In a time of isolation and stress, finding a creative outlet has been a source of comfort for many.
“When the shutdowns first started happening in the spring, it was amazing to see how people turned to the arts. From their homes, people were engaging in music, painting, and other creative pursuits, and arts organizations were offering access to resources such as concert livestreams and visual arts collections. I think it goes to show how fundamental the arts are to the human experience,” says Meg Smith, director of the Bellefonte Community Band.
This is something that Smith’s band members can understand. Made up of musicians from middle school to retirees throughout central Pennsylvania with varying levels of experience, the band offers members an opportunity to keep playing and performing throughout their lives.
During the 2020 shutdown, band members were able to keep practicing their art at home, but something was missing.
“In our band, and in other bands, too, I think we really like actually playing, but also the comradery that comes with everybody united around the same thing,” says Jenna Spinelle, band president and an alto saxophonist. “Particularly in recent month and years, it has been a nice respite from all the political craziness and all of that kind of stuff. It is a place where everybody can come and play and get to know each on those terms, as opposed to what we might think about what is happening in the news.”
So, band members worked to find a solution so they could continue to be together in a safe way. From April to June, they held some practices via Zoom, but it just wasn’t the same.
“Normally, we rehearse at Bellefonte Middle School. When the schools closed in March, we were not able to meet as a group. It was not until mid-June that we started discussing a possible return to rehearsals. We decided that we would rehearse outdoors with 6-foot spacing between the chairs,” says Smith. She adds, “Everyone in the band put in a lot of extra effort to make this work, despite the challenges we were facing, so it is really a testament to their dedication.”

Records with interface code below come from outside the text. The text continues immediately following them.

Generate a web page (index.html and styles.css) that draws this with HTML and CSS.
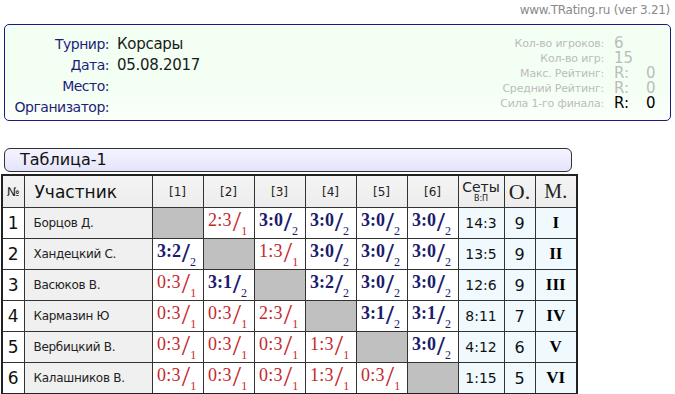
FILE: index.html
```html
<!DOCTYPE html>
<html lang="ru">
<head>
<meta charset="utf-8">
<title>Корсары</title>
<link rel="stylesheet" href="styles.css">
</head>
<body>
<div class="site">www.TRating.ru (ver 3.21)</div>
<div class="info">
  <div class="meta">
    <div class="lbl">Турнир:</div><div class="val">Корсары</div>
    <div class="lbl">Дата:</div><div class="val">05.08.2017</div>
    <div class="lbl">Место:</div><div class="val"></div>
    <div class="lbl">Организатор:</div><div class="val"></div>
  </div>
  <div class="stats">
    <div class="sl">Кол-во игроков:</div><div class="sv">6</div>
    <div class="sl">Кол-во игр:</div><div class="sv">15</div>
    <div class="sl">Макс. Рейтинг:</div><div class="sv"><span class="r">R:</span>0</div>
    <div class="sl">Средний Рейтинг:</div><div class="sv"><span class="r">R:</span>0</div>
    <div class="sl">Сила 1-го финала:</div><div class="sv dark"><span class="r">R:</span>0</div>
  </div>
</div>
<div class="title">Таблица-1</div>
<table class="grid">
  <colgroup>
    <col class="c-no"><col class="c-name">
    <col class="c-g"><col class="c-g"><col class="c-g"><col class="c-g"><col class="c-g"><col class="c-g">
    <col class="c-sets"><col class="c-o"><col class="c-m">
  </colgroup>
  <tr class="hd">
    <td class="h-no">№</td>
    <td class="h-name">Участник</td>
    <td>[1]</td><td>[2]</td><td>[3]</td><td>[4]</td><td>[5]</td><td>[6]</td>
    <td class="h-sets">Сеты<small>В:П</small></td>
    <td class="h-o">О.</td>
    <td class="h-m">М.</td>
  </tr>
  <tr>
    <td class="no">1</td><td class="name">Борцов Д.</td>
    <td class="x"></td>
    <td class="l"><span class="s">2:3</span><i>/</i><sub>1</sub></td>
    <td class="w"><span class="s">3:0</span><i>/</i><sub>2</sub></td>
    <td class="w"><span class="s">3:0</span><i>/</i><sub>2</sub></td>
    <td class="w"><span class="s">3:0</span><i>/</i><sub>2</sub></td>
    <td class="w"><span class="s">3:0</span><i>/</i><sub>2</sub></td>
    <td class="sets">14:3</td><td class="pts">9</td><td class="pl">I</td>
  </tr>
  <tr>
    <td class="no">2</td><td class="name">Хандецкий С.</td>
    <td class="w"><span class="s">3:2</span><i>/</i><sub>2</sub></td>
    <td class="x"></td>
    <td class="l"><span class="s">1:3</span><i>/</i><sub>1</sub></td>
    <td class="w"><span class="s">3:0</span><i>/</i><sub>2</sub></td>
    <td class="w"><span class="s">3:0</span><i>/</i><sub>2</sub></td>
    <td class="w"><span class="s">3:0</span><i>/</i><sub>2</sub></td>
    <td class="sets">13:5</td><td class="pts">9</td><td class="pl">II</td>
  </tr>
  <tr>
    <td class="no">3</td><td class="name">Васюков В.</td>
    <td class="l"><span class="s">0:3</span><i>/</i><sub>1</sub></td>
    <td class="w"><span class="s">3:1</span><i>/</i><sub>2</sub></td>
    <td class="x"></td>
    <td class="w"><span class="s">3:2</span><i>/</i><sub>2</sub></td>
    <td class="w"><span class="s">3:0</span><i>/</i><sub>2</sub></td>
    <td class="w"><span class="s">3:0</span><i>/</i><sub>2</sub></td>
    <td class="sets">12:6</td><td class="pts">9</td><td class="pl">III</td>
  </tr>
  <tr>
    <td class="no">4</td><td class="name">Кармазин Ю</td>
    <td class="l"><span class="s">0:3</span><i>/</i><sub>1</sub></td>
    <td class="l"><span class="s">0:3</span><i>/</i><sub>1</sub></td>
    <td class="l"><span class="s">2:3</span><i>/</i><sub>1</sub></td>
    <td class="x"></td>
    <td class="w"><span class="s">3:1</span><i>/</i><sub>2</sub></td>
    <td class="w"><span class="s">3:1</span><i>/</i><sub>2</sub></td>
    <td class="sets">8:11</td><td class="pts">7</td><td class="pl">IV</td>
  </tr>
  <tr>
    <td class="no">5</td><td class="name">Вербицкий В.</td>
    <td class="l"><span class="s">0:3</span><i>/</i><sub>1</sub></td>
    <td class="l"><span class="s">0:3</span><i>/</i><sub>1</sub></td>
    <td class="l"><span class="s">0:3</span><i>/</i><sub>1</sub></td>
    <td class="l"><span class="s">1:3</span><i>/</i><sub>1</sub></td>
    <td class="x"></td>
    <td class="w"><span class="s">3:0</span><i>/</i><sub>2</sub></td>
    <td class="sets">4:12</td><td class="pts">6</td><td class="pl">V</td>
  </tr>
  <tr>
    <td class="no">6</td><td class="name">Калашников В.</td>
    <td class="l"><span class="s">0:3</span><i>/</i><sub>1</sub></td>
    <td class="l"><span class="s">0:3</span><i>/</i><sub>1</sub></td>
    <td class="l"><span class="s">0:3</span><i>/</i><sub>1</sub></td>
    <td class="l"><span class="s">1:3</span><i>/</i><sub>1</sub></td>
    <td class="l"><span class="s">0:3</span><i>/</i><sub>1</sub></td>
    <td class="x"></td>
    <td class="sets">1:15</td><td class="pts">5</td><td class="pl">VI</td>
  </tr>
</table>
</body>
</html>
```

FILE: styles.css
```css
html, body {
  margin: 0;
  padding: 0;
  background: #fff;
  font-family: "DejaVu Sans", Verdana, sans-serif;
  color: #111;
}

.site {
  height: 24px;
  line-height: 20px;
  text-align: right;
  padding-right: 5px;
  font-size: 12px;
  color: #8a8a8a;
  letter-spacing: -0.3px;
}

.info {
  box-sizing: border-box;
  margin-left: 4px;
  width: 667px;
  height: 97px;
  border: 1px solid #1a1a80;
  border-radius: 5px;
  background: linear-gradient(to bottom, #f2fff2, #f4fff4 70%, #fbfffb);
  display: flex;
  justify-content: space-between;
}

.meta {
  display: grid;
  grid-template-columns: 104px auto;
  column-gap: 8px;
  padding-top: 8px;
  grid-auto-rows: 21px;
  align-items: center;
}

.lbl {
  text-align: right;
  font-size: 14px;
  color: #1e1e7a;
  letter-spacing: -0.5px;
  white-space: nowrap;
}

.val {
  font-size: 15px;
  color: #1a1a1a;
  letter-spacing: -0.3px;
}

.stats {
  display: grid;
  grid-template-columns: auto 56px;
  column-gap: 10px;
  padding-top: 11px;
  grid-auto-rows: 15px;
  align-items: center;
}

.sl {
  text-align: right;
  font-size: 11px;
  line-height: 13px;
  color: #bcbcbc;
  letter-spacing: -0.2px;
  white-space: nowrap;
}

.sv {
  font-size: 15px;
  line-height: 15px;
  color: #bcbcbc;
}

.sv .r {
  display: inline-block;
  width: 32px;
}

.sv.dark {
  color: #000;
}

.title {
  box-sizing: border-box;
  margin: 27px 0 0 4px;
  width: 568px;
  height: 24px;
  border: 1px solid #333;
  border-radius: 6px;
  background: linear-gradient(to bottom, #f4f4ff, #e4e4fa);
  padding-left: 15px;
  font-size: 16px;
  line-height: 22px;
  color: #111;
}

.grid {
  margin: 2px 0 0 1px;
  border-collapse: collapse;
  table-layout: fixed;
  width: 575px;
  border: 2px solid #222;
}

.c-no { width: 22px; }
.c-name { width: 128px; }
.c-g { width: 51px; }
.c-sets { width: 46px; }
.c-o { width: 31px; }
.c-m { width: 42px; }

.grid td {
  border: 1px solid #333;
  padding: 0;
  text-align: center;
  white-space: nowrap;
}

.hd td {
  height: 31px;
  background: linear-gradient(to bottom, #f4f4f4, #ececec);
  font-size: 12px;
  color: #222;
}

.hd .h-name {
  text-align: left;
  padding-left: 10px;
  font-size: 17px;
  color: #111;
}

.hd .h-sets {
  font-size: 14px;
  line-height: 13px;
  color: #222;
}

.h-sets small {
  display: block;
  font-size: 8px;
  line-height: 9px;
}

.hd .h-o {
  font-family: "Liberation Serif", "Times New Roman", serif;
  font-size: 22px;
}

.hd .h-m {
  font-family: "Liberation Serif", "Times New Roman", serif;
  font-size: 20px;
}

.grid tr:not(.hd) td {
  height: 30px;
}

.no {
  font-size: 17px;
  background: #fff;
}

.name {
  background: #f0f0f0;
  text-align: left !important;
  padding-left: 9px !important;
  font-size: 12px;
  color: #222;
  letter-spacing: -0.3px;
}

.x {
  background: #c0c0c0;
}

.w, .l {
  background: #fff;
  font-family: "Liberation Serif", "Times New Roman", serif;
  line-height: 20px;
  padding-right: 2px !important;
}

.w { color: #1c1c6e; }
.l { color: #c4282d; }

.s {
  font-size: 18px;
  letter-spacing: 0.3px;
}

.w .s { font-weight: bold; letter-spacing: 0; }

.w i, .l i {
  font-style: normal;
  font-weight: normal;
  font-size: 30px;
  vertical-align: -5px;
  margin-left: 1px;
}

.w i { font-weight: bold; font-size: 28px; }

.w sub, .l sub {
  font-size: 12px;
  line-height: 12px;
  vertical-align: -9px;
}

.sets, .pts, .pl {
  background: #f0fafe;
}

.sets {
  font-size: 14px;
  color: #111;
}

.pts {
  font-size: 16px;
  color: #111;
}

.pl {
  font-family: "Liberation Serif", "Times New Roman", serif;
  font-weight: bold;
  font-size: 17px;
  color: #000;
}
```
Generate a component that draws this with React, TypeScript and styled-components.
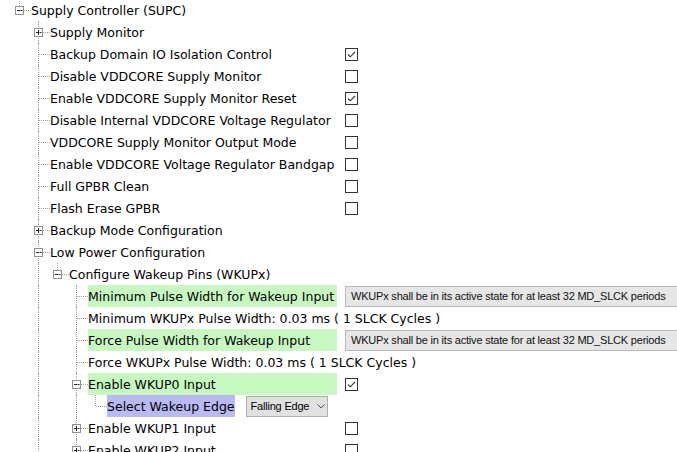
import React from "react";
import styled, { createGlobalStyle } from "styled-components";

const GlobalStyle = createGlobalStyle`
  html, body { margin: 0; padding: 0; background: #fff; overflow: hidden; }
  body {
    font-family: "DejaVu Sans", Verdana, sans-serif;
    font-size: 12.5px;
    color: #000;
  }
`;

type Value =
  | { type: "check"; checked: boolean }
  | { type: "text"; text: string }
  | { type: "combo"; text: string };

type Node = {
  level: number;
  kind: "leaf" | "plus" | "minus";
  label: string;
  next: boolean;
  value?: Value;
  hl?: "green" | "purple";
};

const FIELD = "WKUPx shall be in its active state for at least 32 MD_SLCK periods";
const CYC = "0.03 ms ( 1 SLCK Cycles )";

const rows: Node[] = [
  { level: 0, kind: "minus", label: "Supply Controller (SUPC)", next: false },
  { level: 1, kind: "plus", label: "Supply Monitor", next: true },
  { level: 1, kind: "leaf", label: "Backup Domain IO Isolation Control", next: true, value: { type: "check", checked: true } },
  { level: 1, kind: "leaf", label: "Disable VDDCORE Supply Monitor", next: true, value: { type: "check", checked: false } },
  { level: 1, kind: "leaf", label: "Enable VDDCORE Supply Monitor Reset", next: true, value: { type: "check", checked: true } },
  { level: 1, kind: "leaf", label: "Disable Internal VDDCORE Voltage Regulator", next: true, value: { type: "check", checked: false } },
  { level: 1, kind: "leaf", label: "VDDCORE Supply Monitor Output Mode", next: true, value: { type: "check", checked: false } },
  { level: 1, kind: "leaf", label: "Enable VDDCORE Voltage Regulator Bandgap", next: true, value: { type: "check", checked: false } },
  { level: 1, kind: "leaf", label: "Full GPBR Clean", next: true, value: { type: "check", checked: false } },
  { level: 1, kind: "leaf", label: "Flash Erase GPBR", next: true, value: { type: "check", checked: false } },
  { level: 1, kind: "plus", label: "Backup Mode Configuration", next: true },
  { level: 1, kind: "minus", label: "Low Power Configuration", next: true },
  { level: 2, kind: "minus", label: "Configure Wakeup Pins (WKUPx)", next: false },
  { level: 3, kind: "leaf", label: "Minimum Pulse Width for Wakeup Input", next: true, hl: "green", value: { type: "text", text: FIELD } },
  { level: 3, kind: "leaf", label: `Minimum WKUPx Pulse Width: ${CYC}`, next: true },
  { level: 3, kind: "leaf", label: "Force Pulse Width for Wakeup Input", next: true, hl: "green", value: { type: "text", text: FIELD } },
  { level: 3, kind: "leaf", label: `Force WKUPx Pulse Width: ${CYC}`, next: true },
  { level: 3, kind: "minus", label: "Enable WKUP0 Input", next: true, hl: "green", value: { type: "check", checked: true } },
  { level: 4, kind: "leaf", label: "Select Wakeup Edge", next: false, hl: "purple", value: { type: "combo", text: "Falling Edge" } },
  { level: 3, kind: "plus", label: "Enable WKUP1 Input", next: true, value: { type: "check", checked: false } },
  { level: 3, kind: "plus", label: "Enable WKUP2 Input", next: true, value: { type: "check", checked: false } },
];

const Tree = styled.div`
  display: flex;
  flex-direction: column;
  margin-top: -1px;
  padding-left: 10px;
  width: 1000px;
`;

const Row = styled.div`
  display: flex;
  align-items: stretch;
  height: 22px;
`;

const Main = styled.div`
  display: flex;
  align-items: stretch;
  width: 327px;
  flex: none;
`;

const Cell = styled.div<{ $up?: boolean; $down?: boolean; $stub?: boolean }>`
  position: relative;
  width: 19px;
  flex: none;
  &::before {
    content: "";
    display: ${(p) => (p.$up || p.$down ? "block" : "none")};
    position: absolute;
    left: 9px;
    top: ${(p) => (p.$up ? "0" : "11px")};
    bottom: ${(p) => (p.$down ? "0" : "11px")};
    border-left: 1px dotted #a0a0a0;
  }
  &::after {
    content: "";
    display: ${(p) => (p.$stub ? "block" : "none")};
    position: absolute;
    left: 10px;
    right: -2px;
    top: 11px;
    border-top: 1px dotted #a0a0a0;
  }
`;

const Expander = styled.svg`
  position: absolute;
  left: 5px;
  top: 7px;
  width: 9px;
  height: 9px;
  display: block;
`;

const Label = styled.div<{ $hl?: "green" | "purple"; $fill: boolean }>`
  display: flex;
  align-items: center;
  margin-left: 2px;
  white-space: nowrap;
  flex: ${(p) => (p.$fill ? "1 1 auto" : "none")};
  min-width: 0;
  background: ${(p) =>
    p.$hl === "green" ? "#c6f8c0" : p.$hl === "purple" ? "#b9b9f6" : "transparent"};
`;

const ValueArea = styled.div`
  display: flex;
  align-items: center;
  margin-left: 8px;
`;

const CheckBox = styled.svg`
  width: 13px;
  height: 13px;
  display: block;
`;

const TextField = styled.div`
  box-sizing: border-box;
  height: 21px;
  width: 360px;
  display: flex;
  align-items: center;
  padding-left: 5px;
  background: #e6e6e6;
  border: 1px solid #b9b9b9;
  font-family: "Liberation Sans", Arial, sans-serif;
  font-size: 11px;
  letter-spacing: -0.2px;
  color: #111;
  white-space: nowrap;
`;

const Combo = styled.div`
  box-sizing: border-box;
  align-self: center;
  height: 21px;
  width: 82px;
  margin-left: 11px;
  display: flex;
  align-items: center;
  gap: 8px;
  padding: 0 0 0 4px;
  background: #e1e1e1;
  border: 1px solid #adadad;
  font-family: "Liberation Sans", Arial, sans-serif;
  font-size: 11px;
  letter-spacing: -0.2px;
  color: #000;
  white-space: nowrap;
`;

const Chevron = styled.svg`
  width: 8px;
  height: 5px;
  display: block;
`;

function Box({ plus }: { plus: boolean }) {
  return (
    <Expander viewBox="0 0 9 9">
      <rect x="0.5" y="0.5" width="8" height="8" fill="#fff" stroke="#919191" />
      <path d="M2 4.5H7" stroke="#222" strokeWidth="1" />
      {plus && <path d="M4.5 2V7" stroke="#222" strokeWidth="1" />}
    </Expander>
  );
}

function Check({ checked }: { checked: boolean }) {
  return (
    <CheckBox viewBox="0 0 13 13">
      <rect x="0.5" y="0.5" width="12" height="12" fill="#fff" stroke="#333" />
      {checked && (
        <path d="M3 6.5L5.3 8.8L10 4" fill="none" stroke="#333" strokeWidth="1.1" />
      )}
    </CheckBox>
  );
}

function ancestorsLines(i: number): boolean[] {
  const lvl = rows[i].level;
  const res: boolean[] = [];
  for (let k = 0; k < lvl; k++) {
    let j = i - 1;
    while (j >= 0 && rows[j].level !== k) j--;
    res.push(j >= 0 ? rows[j].next : false);
  }
  return res;
}

export default function App() {
  return (
    <>
      <GlobalStyle />
      <Tree>
        {rows.map((r, i) => {
          const anc = ancestorsLines(i);
          const inlineCombo = r.value?.type === "combo";
          const fill = !!r.hl && !inlineCombo;
          return (
            <Row key={i}>
              <Main>
                {anc.map((on, k) => (
                  <Cell key={k} $up={on} $down={on} />
                ))}
                <Cell $up $down={r.next} $stub>
                  {r.kind !== "leaf" && <Box plus={r.kind === "plus"} />}
                </Cell>
                <Label $hl={r.hl} $fill={fill}>
                  {r.label}
                </Label>
                {r.value?.type === "combo" && (
                  <Combo>
                    {r.value.text}
                    <Chevron viewBox="0 0 8 5">
                      <path d="M0.5 0.5L4 4L7.5 0.5" fill="none" stroke="#555" strokeWidth="1" />
                    </Chevron>
                  </Combo>
                )}
              </Main>
              {r.value && r.value.type !== "combo" && (
                <ValueArea>
                  {r.value.type === "check" ? (
                    <Check checked={r.value.checked} />
                  ) : (
                    <TextField>{r.value.text}</TextField>
                  )}
                </ValueArea>
              )}
            </Row>
          );
        })}
      </Tree>
    </>
  );
}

The band finally got together again starting in the middle of July for outdoor rehearsals at Governors Park and later at New Hope Methodist Church. Masks and distance were required before people took to their chairs, but that didn’t stop people from being happy to see each other again.
“It was nice just to have something to do, and somewhere to go and see people,” says Spinelle. “It was just nice to catch up with everyone, see how everyone was passing the time, see who was practicing and who wasn’t. How everyone’s family was doing.”
Before rehearsals, members of the band planted orange construction flags in the ground where band members could set up their own chairs and playing stands, limiting contact with shared band equipment. Members realized quickly that playing 6 feet apart was going take some getting used to. Just playing outside requires an adjustment from playing inside, says Spinelle.
“It was tricky at first because the distance really creates a different sound for the musicians. But we got used to it and had a lot of fun getting together for our weekly rehearsals,” Smith says.
“It was definitely an adjustment … it affects the way the band can hear each other, but we got the hang of it, I think,” says Spinelle.
After the first rehearsal, band members where posting on Facebook “about how good it was to be making music again and getting out,” Spinelle adds. “Folks definitely appreciated the opportunity to have bands back in their lives.”
Back rehearsing together and with government restrictions loosened over the summer, the band was able to play three concerts over the past few months. The first was for the Summer Sounds concert series at Talleyrand Park, organized by the Bellefonte Historical and Cultural Association, and the second was part of the September Friday in the ’Fonte event. They closed the season with a family and friends concert. Spinelle says it was nice to perform in front of people who were thirsty for live music and something to do.
“At both concerts, we had bigger crowds than we normally would at those kind of concerts. We had beautiful weather and people just like having somewhere to be, something to go and do. People were good about wearing masks and sitting apart,” Spinelle says. “It is nice to see that some of these things can work; it is not like we have to completely forget about life as it was. If we can all commit to changing our behaviors a little bit, I think we can still figure out ways to have the things we all enjoy.”